→ Required task
Repeat all the material exactly; pictures stay out of your copy.

→ Collected material
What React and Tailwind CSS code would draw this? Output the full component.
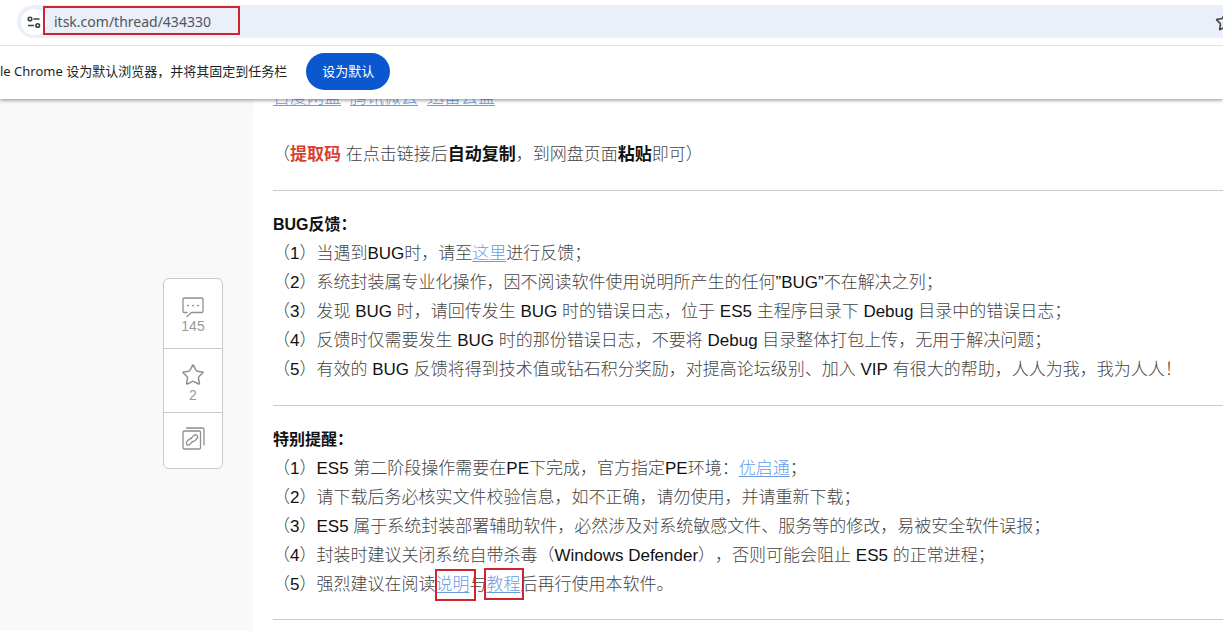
import React from "react";
import { Star } from "lucide-react";

const link = "text-[#6a9be8] underline decoration-[#6a9be0] underline-offset-2";

function Mark({ className }) {
  return <span aria-hidden="true" className={"pointer-events-none absolute border-2 border-[#cf2430] " + className} />;
}

function MarkedLink({ children, box }) {
  return (
    <span className="relative inline-block">
      <a href="#" className={link}>{children}</a>
      <Mark className={box} />
    </span>
  );
}

function TuneIcon() {
  return (
    <svg width="14" height="14" viewBox="0 0 14 14" fill="none" stroke="#3c4043" strokeWidth="1.6" aria-hidden="true">
      <circle cx="3" cy="4" r="1.8" />
      <path d="M6.5 4H12.5M1 10.5H7" />
      <circle cx="10.7" cy="10.5" r="1.8" />
    </svg>
  );
}

function CommentIcon() {
  return (
    <svg width="22" height="21" viewBox="0 0 22 21" fill="none" stroke="#8f8f8f" strokeWidth="1.3" strokeLinecap="round" strokeLinejoin="round" aria-hidden="true">
      <path d="M5 15.500H2.200Q1 15.500 1 14.300V2.200Q1 1 2.200 1H19.800Q21 1 21 2.200V14.300Q21 15.500 19.800 15.500H9.500L5 19.500" />
      <path d="M5.800 8.500H6.200M10.800 8.500H11.200M15.800 8.500H16.200" strokeWidth="1.700" />
    </svg>
  );
}

function CopyLinkIcon() {
  return (
    <svg width="23" height="23" viewBox="0 0 23 23" fill="none" stroke="#8f8f8f" strokeWidth="1.3" strokeLinecap="round" strokeLinejoin="round" aria-hidden="true">
      <rect x="1" y="4" width="17.500" height="18" rx="1.200" />
      <path d="M4.500 1H20.500Q22 1 22 2.500V18" />
      <path d="M9.200 11.200L12 8.400Q13.600 7 15 8.400T15 11.500L12.500 14Q11.500 14.900 10.300 14.400" />
      <path d="M10.400 14.800L7.800 17.400Q6.200 18.800 4.900 17.500T4.900 14.400L7.300 12Q8.300 11.200 9.400 11.700" />
    </svg>
  );
}

function Section({ title, items }) {
  return (
    <section>
      <h2 className="text-base leading-[29px] font-bold text-[#111]">{title}</h2>
      <ul>
        {items.map((item, i) => (
          <li key={i}>（<Latin>{i + 1}</Latin>）{item}</li>
        ))}
      </ul>
    </section>
  );
}

function Latin({ children }) {
  return <span className="font-normal text-[#111]">{children}</span>;
}

const bugItems = [
  <>当遇到<Latin>BUG</Latin>时，请至<a href="#" className={link}>这里</a>进行反馈；</>,
  <>系统封装属专业化操作，因不阅读软件使用说明所产生的任何<Latin>”BUG”</Latin>不在解决之列；</>,
  <>发现 <Latin>BUG</Latin> 时，请回传发生 <Latin>BUG</Latin> 时的错误日志，位于 <Latin>ES5</Latin> 主程序目录下 <Latin>Debug</Latin> 目录中的错误日志；</>,
  <>反馈时仅需要发生 <Latin>BUG</Latin> 时的那份错误日志，不要将 <Latin>Debug</Latin> 目录整体打包上传，无用于解决问题；</>,
  <>有效的 <Latin>BUG</Latin> 反馈将得到技术值或钻石积分奖励，对提高论坛级别、加入 <Latin>VIP</Latin> 有很大的帮助，人人为我，我为人人！</>,
];

const noticeItems = [
  <><Latin>ES5</Latin> 第二阶段操作需要在<Latin>PE</Latin>下完成，官方指定<Latin>PE</Latin>环境：<a href="#" className={link}>优启通</a>；</>,
  <>请下载后务必核实文件校验信息，如不正确，请勿使用，并请重新下载；</>,
  <><Latin>ES5</Latin> 属于系统封装部署辅助软件，必然涉及对系统敏感文件、服务等的修改，易被安全软件误报；</>,
  <>封装时建议关闭系统自带杀毒（<Latin>Windows Defender</Latin>），否则可能会阻止 <Latin>ES5</Latin> 的正常进程；</>,
  <>强烈建议在阅读<MarkedLink box="left-0 -top-px h-8 w-[41px]">说明</MarkedLink>与<MarkedLink box="-left-0.5 -top-0.5 h-8 w-10">教程</MarkedLink>后再行使用本软件。</>,
];

const sideButton = "flex w-full flex-col items-center border-[#c9c9c9]";

export default function App() {
  return (
    <div className="h-screen overflow-hidden bg-white font-['Liberation_Sans','Noto_Sans_CJK_SC',sans-serif] [text-spacing-trim:space-all]" lang="zh-CN">
      <header className="relative z-10 overflow-x-clip bg-white font-['Noto_Sans','Noto_Sans_CJK_SC',sans-serif] shadow-[0_1px_4px_rgba(0,0,0,0.45)]">
        <div className="border-b border-[#dfe1e3] pt-[5px] pb-[7px] pl-[17px]">
          <div className="relative -mr-3 flex h-[33px] items-center rounded-l-full bg-[#ebeff9] pl-1">
            <button aria-label="网站信息" className="flex size-[26px] items-center justify-center rounded-full bg-white">
              <TuneIcon />
            </button>
            <input aria-label="地址" defaultValue="itsk.com/thread/434330" className="ml-[7px] min-w-0 flex-1 bg-transparent text-sm text-[#50545a] outline-none" />
            <Mark className="top-px left-[26px] h-[29px] w-[197px]" />
            <button aria-label="为此标签页添加书签"><Star size={20} strokeWidth={2} color="#474747" /></button>
          </div>
        </div>
        <div className="flex h-[53px] items-center gap-[19px] pb-0.5 text-[13px] text-[#1f1f1f]">
          <p className="whitespace-nowrap">le Chrome 设为默认浏览器，并将其固定到任务栏</p>
          <button className="h-[37px] rounded-full bg-[#0b57d0] px-4 whitespace-nowrap text-white">设为默认</button>
        </div>
      </header>

      <div className="-mt-4 flex min-h-screen bg-[#f9f9f9]">
        <aside className="flex w-[253px] shrink-0 justify-end pt-[195px] pr-[30px]">
          <div className="flex w-[60px] flex-col self-start overflow-hidden rounded-md border border-[#c9c9c9] bg-white text-sm leading-4 text-[#999]">
            <button className={sideButton + " h-[70px] border-b pt-[18px]"}>
              <CommentIcon />
              145
            </button>
            <button className={sideButton + " h-16 border-b pt-3.5"}>
              <Star size={24} strokeWidth={1.5} color="#8f8f8f" />
              2
            </button>
            <button aria-label="复制链接" className={sideButton + " h-[55px] pt-3.5"}>
              <CopyLinkIcon />
            </button>
          </div>
        </aside>

        <main className="min-w-0 flex-1 overflow-hidden bg-white pl-5 text-[17px] leading-[29px] font-light whitespace-nowrap text-[#444]">
          <p className="flex gap-[9px]">
            <a href="#" className={link}>百度网盘</a>
            <a href="#" className={link}>腾讯微云</a>
            <a href="#" className={link}>迅雷云盘</a>
          </p>
          <p className="mt-7">
            （<b className="font-bold text-[#d9402f]">提取码</b> 在点击链接后<b className="font-bold text-[#111]">自动复制</b>，到网盘页面<b className="font-bold text-[#111]">粘贴</b>即可）
          </p>
          <hr className="mt-[21px] mb-[19px] border-[#ccc]" />
          <Section title="BUG反馈：" items={bugItems} />
          <hr className="mt-[21px] mb-[19px] border-[#ccc]" />
          <Section title="特别提醒：" items={noticeItems} />
          <hr className="mt-5 border-[#ccc]" />
        </main>
      </div>
    </div>
  );
}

→ Exercise response
What React and Tailwind CSS code would draw this? Output the full component.
import React from "react";
import { Star } from "lucide-react";

const link = "text-[#6a9be8] underline decoration-[#6a9be0] underline-offset-2";

function Mark({ className }) {
  return <span aria-hidden="true" className={"pointer-events-none absolute border-2 border-[#cf2430] " + className} />;
}

function MarkedLink({ children, box }) {
  return (
    <span className="relative inline-block">
      <a href="#" className={link}>{children}</a>
      <Mark className={box} />
    </span>
  );
}

function TuneIcon() {
  return (
    <svg width="14" height="14" viewBox="0 0 14 14" fill="none" stroke="#3c4043" strokeWidth="1.6" aria-hidden="true">
      <circle cx="3" cy="4" r="1.8" />
      <path d="M6.5 4H12.5M1 10.5H7" />
      <circle cx="10.7" cy="10.5" r="1.8" />
    </svg>
  );
}

function CommentIcon() {
  return (
    <svg width="22" height="21" viewBox="0 0 22 21" fill="none" stroke="#8f8f8f" strokeWidth="1.3" strokeLinecap="round" strokeLinejoin="round" aria-hidden="true">
      <path d="M5 15.500H2.200Q1 15.500 1 14.300V2.200Q1 1 2.200 1H19.800Q21 1 21 2.200V14.300Q21 15.500 19.800 15.500H9.500L5 19.500" />
      <path d="M5.800 8.500H6.200M10.800 8.500H11.200M15.800 8.500H16.200" strokeWidth="1.700" />
    </svg>
  );
}

function CopyLinkIcon() {
  return (
    <svg width="23" height="23" viewBox="0 0 23 23" fill="none" stroke="#8f8f8f" strokeWidth="1.3" strokeLinecap="round" strokeLinejoin="round" aria-hidden="true">
      <rect x="1" y="4" width="17.500" height="18" rx="1.200" />
      <path d="M4.500 1H20.500Q22 1 22 2.500V18" />
      <path d="M9.200 11.200L12 8.400Q13.600 7 15 8.400T15 11.500L12.500 14Q11.500 14.900 10.300 14.400" />
      <path d="M10.400 14.800L7.800 17.400Q6.200 18.800 4.900 17.500T4.900 14.400L7.300 12Q8.300 11.200 9.400 11.700" />
    </svg>
  );
}

function Section({ title, items }) {
  return (
    <section>
      <h2 className="text-base leading-[29px] font-bold text-[#111]">{title}</h2>
      <ul>
        {items.map((item, i) => (
          <li key={i}>（<Latin>{i + 1}</Latin>）{item}</li>
        ))}
      </ul>
    </section>
  );
}

function Latin({ children }) {
  return <span className="font-normal text-[#111]">{children}</span>;
}

const bugItems = [
  <>当遇到<Latin>BUG</Latin>时，请至<a href="#" className={link}>这里</a>进行反馈；</>,
  <>系统封装属专业化操作，因不阅读软件使用说明所产生的任何<Latin>”BUG”</Latin>不在解决之列；</>,
  <>发现 <Latin>BUG</Latin> 时，请回传发生 <Latin>BUG</Latin> 时的错误日志，位于 <Latin>ES5</Latin> 主程序目录下 <Latin>Debug</Latin> 目录中的错误日志；</>,
  <>反馈时仅需要发生 <Latin>BUG</Latin> 时的那份错误日志，不要将 <Latin>Debug</Latin> 目录整体打包上传，无用于解决问题；</>,
  <>有效的 <Latin>BUG</Latin> 反馈将得到技术值或钻石积分奖励，对提高论坛级别、加入 <Latin>VIP</Latin> 有很大的帮助，人人为我，我为人人！</>,
];

const noticeItems = [
  <><Latin>ES5</Latin> 第二阶段操作需要在<Latin>PE</Latin>下完成，官方指定<Latin>PE</Latin>环境：<a href="#" className={link}>优启通</a>；</>,
  <>请下载后务必核实文件校验信息，如不正确，请勿使用，并请重新下载；</>,
  <><Latin>ES5</Latin> 属于系统封装部署辅助软件，必然涉及对系统敏感文件、服务等的修改，易被安全软件误报；</>,
  <>封装时建议关闭系统自带杀毒（<Latin>Windows Defender</Latin>），否则可能会阻止 <Latin>ES5</Latin> 的正常进程；</>,
  <>强烈建议在阅读<MarkedLink box="left-0 -top-px h-8 w-[41px]">说明</MarkedLink>与<MarkedLink box="-left-0.5 -top-0.5 h-8 w-10">教程</MarkedLink>后再行使用本软件。</>,
];

const sideButton = "flex w-full flex-col items-center border-[#c9c9c9]";

export default function App() {
  return (
    <div className="h-screen overflow-hidden bg-white font-['Liberation_Sans','Noto_Sans_CJK_SC',sans-serif] [text-spacing-trim:space-all]" lang="zh-CN">
      <header className="relative z-10 overflow-x-clip bg-white font-['Noto_Sans','Noto_Sans_CJK_SC',sans-serif] shadow-[0_1px_4px_rgba(0,0,0,0.45)]">
        <div className="border-b border-[#dfe1e3] pt-[5px] pb-[7px] pl-[17px]">
          <div className="relative -mr-3 flex h-[33px] items-center rounded-l-full bg-[#ebeff9] pl-1">
            <button aria-label="网站信息" className="flex size-[26px] items-center justify-center rounded-full bg-white">
              <TuneIcon />
            </button>
            <input aria-label="地址" defaultValue="itsk.com/thread/434330" className="ml-[7px] min-w-0 flex-1 bg-transparent text-sm text-[#50545a] outline-none" />
            <Mark className="top-px left-[26px] h-[29px] w-[197px]" />
            <button aria-label="为此标签页添加书签"><Star size={20} strokeWidth={2} color="#474747" /></button>
          </div>
        </div>
        <div className="flex h-[53px] items-center gap-[19px] pb-0.5 text-[13px] text-[#1f1f1f]">
          <p className="whitespace-nowrap">le Chrome 设为默认浏览器，并将其固定到任务栏</p>
          <button className="h-[37px] rounded-full bg-[#0b57d0] px-4 whitespace-nowrap text-white">设为默认</button>
        </div>
      </header>

      <div className="-mt-4 flex min-h-screen bg-[#f9f9f9]">
        <aside className="flex w-[253px] shrink-0 justify-end pt-[195px] pr-[30px]">
          <div className="flex w-[60px] flex-col self-start overflow-hidden rounded-md border border-[#c9c9c9] bg-white text-sm leading-4 text-[#999]">
            <button className={sideButton + " h-[70px] border-b pt-[18px]"}>
              <CommentIcon />
              145
            </button>
            <button className={sideButton + " h-16 border-b pt-3.5"}>
              <Star size={24} strokeWidth={1.5} color="#8f8f8f" />
              2
            </button>
            <button aria-label="复制链接" className={sideButton + " h-[55px] pt-3.5"}>
              <CopyLinkIcon />
            </button>
          </div>
        </aside>

        <main className="min-w-0 flex-1 overflow-hidden bg-white pl-5 text-[17px] leading-[29px] font-light whitespace-nowrap text-[#444]">
          <p className="flex gap-[9px]">
            <a href="#" className={link}>百度网盘</a>
            <a href="#" className={link}>腾讯微云</a>
            <a href="#" className={link}>迅雷云盘</a>
          </p>
          <p className="mt-7">
            （<b className="font-bold text-[#d9402f]">提取码</b> 在点击链接后<b className="font-bold text-[#111]">自动复制</b>，到网盘页面<b className="font-bold text-[#111]">粘贴</b>即可）
          </p>
          <hr className="mt-[21px] mb-[19px] border-[#ccc]" />
          <Section title="BUG反馈：" items={bugItems} />
          <hr className="mt-[21px] mb-[19px] border-[#ccc]" />
          <Section title="特别提醒：" items={noticeItems} />
          <hr className="mt-5 border-[#ccc]" />
        </main>
      </div>
    </div>
  );
}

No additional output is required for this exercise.